If NTRC was the embodiment of technology transfer, NTRC Inc. was intended to be its right arm. A small operation located in a corner of the NTRC headquarters off Hardin Valley Road, the Inc.'s task was determined to be that of actively promoting NTRC resources to the private sector.

"Our marketing plan is to develop a research and development profile in the Southeastern automotive industry," says Capito, a former executive for Bank of America. "Not so much the primary manufacturers, but the ones located down the food chain a little, the original equipment manufacturers. We're picking a niche that's below most marketing radar."

With a 13-member board overseeing a two-man payroll (the only employees are President Joe Petrolino and an assistant), NTRC Inc. seeks to find private research projects and subcontract them to ORNL and UT scientists at NTRC.
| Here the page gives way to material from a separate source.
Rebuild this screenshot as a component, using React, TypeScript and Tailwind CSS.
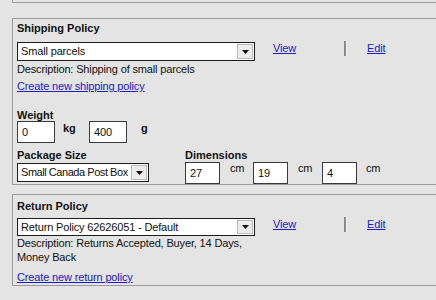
import React from 'react';

const link = 'text-[#1a1acd] underline';

function Select({ value, width, height = 'h-[19px]', tight = false }: { value: string; width: string; height?: string; tight?: boolean }) {
  return (
    <div className={`${width} ${height} flex border border-[#1c1c1c] bg-white`}>
      <div className={`flex-1 pl-[3px] leading-[17px] whitespace-nowrap overflow-hidden ${tight ? 'tracking-[-0.45px]' : ''}`}>{value}</div>
      <div className="w-[16px] my-[1px] mr-[1px] border border-[#b9b9b9] bg-[#ececec] flex items-center justify-center">
        <svg width="7" height="4" viewBox="0 0 7 4">
          <path d="M0 0h7L3.5 4z" fill="#111" />
        </svg>
      </div>
    </div>
  );
}

function Input({ value, width = 'w-[38px]' }: { value: string; width?: string }) {
  return (
    <div className={`${width} h-[22px] border border-[#3a3a3a] bg-white pl-[4px] leading-[20px]`}>{value}</div>
  );
}

function ViewEdit() {
  return (
    <div className="flex items-start">
      <div className="w-[71px] ml-[18px] leading-[13px]">
        <a className={link}>View</a>
      </div>
      <div className="flex -mt-[1px] h-[15px]">
        <div className="w-[2px] bg-[#8a8a8a]" />
        <div className="w-[1px] bg-[#f4f4f4]" />
      </div>
      <div className="ml-[20px] leading-[13px]">
        <a className={link}>Edit</a>
      </div>
    </div>
  );
}

export default function App() {
  return (
    <div
      className="w-[436px] h-[300px] overflow-hidden bg-[#e4e4e4] text-[11px] text-[#111] tracking-[-0.15px]"
      style={{ fontFamily: '"Liberation Sans", Arial, sans-serif' }}
    >
      <div className="ml-[12px] h-[3px] border-l border-b border-[#9c9c9c]" />

      {/* Shipping policy */}
      <div className="ml-[12px] mt-[15px] border-l border-t border-b border-[#9c9c9c] pl-[4px] pt-[3px]">
        <div className="font-bold leading-[13px] tracking-normal">Shipping Policy</div>
        <div className="flex items-start mt-[7px]">
          <Select value="Small parcels" width="w-[238px]" />
          <ViewEdit />
        </div>
        <div className="mt-[2px] leading-[13px]">Description: Shipping of small parcels</div>
        <div className="mt-[4px] leading-[13px]">
          <a className={link}>Create new shipping policy</a>
        </div>

        <div className="mt-[16px] font-bold leading-[12px] tracking-normal">Weight</div>
        <div className="flex items-start">
          <Input value="0" />
          <div className="w-[34px] pl-[8px] mt-[1px] font-bold leading-[13px] tracking-normal">kg</div>
          <Input value="400" />
          <div className="pl-[14px] mt-[1px] font-bold leading-[13px] tracking-normal">g</div>
        </div>

        <div className="flex items-start mt-[5px]">
          <div className="w-[168px]">
            <div className="font-bold leading-[14px] tracking-normal">Package Size</div>
            <div className="mt-[1px]">
              <Select value="Small Canada Post Box" width="w-[132px]" tight />
            </div>
          </div>
          <div>
            <div className="font-bold leading-[14px] tracking-normal">Dimensions</div>
            <div className="flex items-start">
              <Input value="27" width="w-[35px]" />
              <div className="w-[33px] pl-[10px] leading-[13px]">cm</div>
              <Input value="19" width="w-[35px]" />
              <div className="w-[34px] pl-[10px] leading-[13px]">cm</div>
              <Input value="4" width="w-[35px]" />
              <div className="pl-[9px] leading-[13px]">cm</div>
            </div>
          </div>
        </div>
      </div>

      {/* Return policy */}
      <div className="ml-[12px] mt-[9px] border-l border-t border-b border-[#9c9c9c] pl-[4px] pt-[5px] pb-[1px]">
        <div className="font-bold leading-[13px] tracking-normal">Return Policy</div>
        <div className="flex items-start mt-[5px]">
          <Select value="Return Policy 62626051 - Default" width="w-[238px]" height="h-[18px]" />
          <ViewEdit />
        </div>
        <div className="w-[238px] leading-[14px]">
          Description: Returns Accepted, Buyer, 14 Days, Money Back
        </div>
        <div className="mt-[7px] leading-[13px]">
          <a className={link}>Create new return policy</a>
        </div>
      </div>
    </div>
  );
}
"We're sort of analogous to a general contractor," Capito says. "And if the skills aren't here, we can go elsewhere and manage the project for them.

"Maybe someone might come up with an idea in their garage, but they don't have the skill to make a marketable prototype. Or maybe they need someone to perfect a product, or help them overcome some technological or financial barrier."

According to Capito, pending projects include possible inventory tracking research for a major package delivery company, developing new pneumatic braking systems for a consortium of trucking companies, and collecting emissions research data for a company that makes special power generators for 18-wheel trucks.

Capito readily admits that getting NTRC Inc. off the ground has been a slow and sometimes thankless task. And since Inc. is still subsidized almost entirely by public benefactors such as DOE, it's been one of diminishing returns; investment revenues were almost $1 million in 2001; $680,000 in 2002; and only about $500,000 in 2003.

Speaking frankly, Capito charges that some of the NTRC partners were less than participative at the outset. "I don't think we really had UT or ORNL commitment to get going until about six months ago," he says. "Now we've got people like (UT Provost) Loren Crabtree and (UT/Battelle CEO) Jeff Wadsworth on the board, and they're committed heart and soul."

After nearly three years of struggle, Capito says he truly believes the organization has turned the corner and headed for solvency. "My job has been to build a board of working, committed people, and I think we're there now," says Capito. "Two years ago, it looked pretty damned discouraging, but now I think we're ready to start negotiating projects."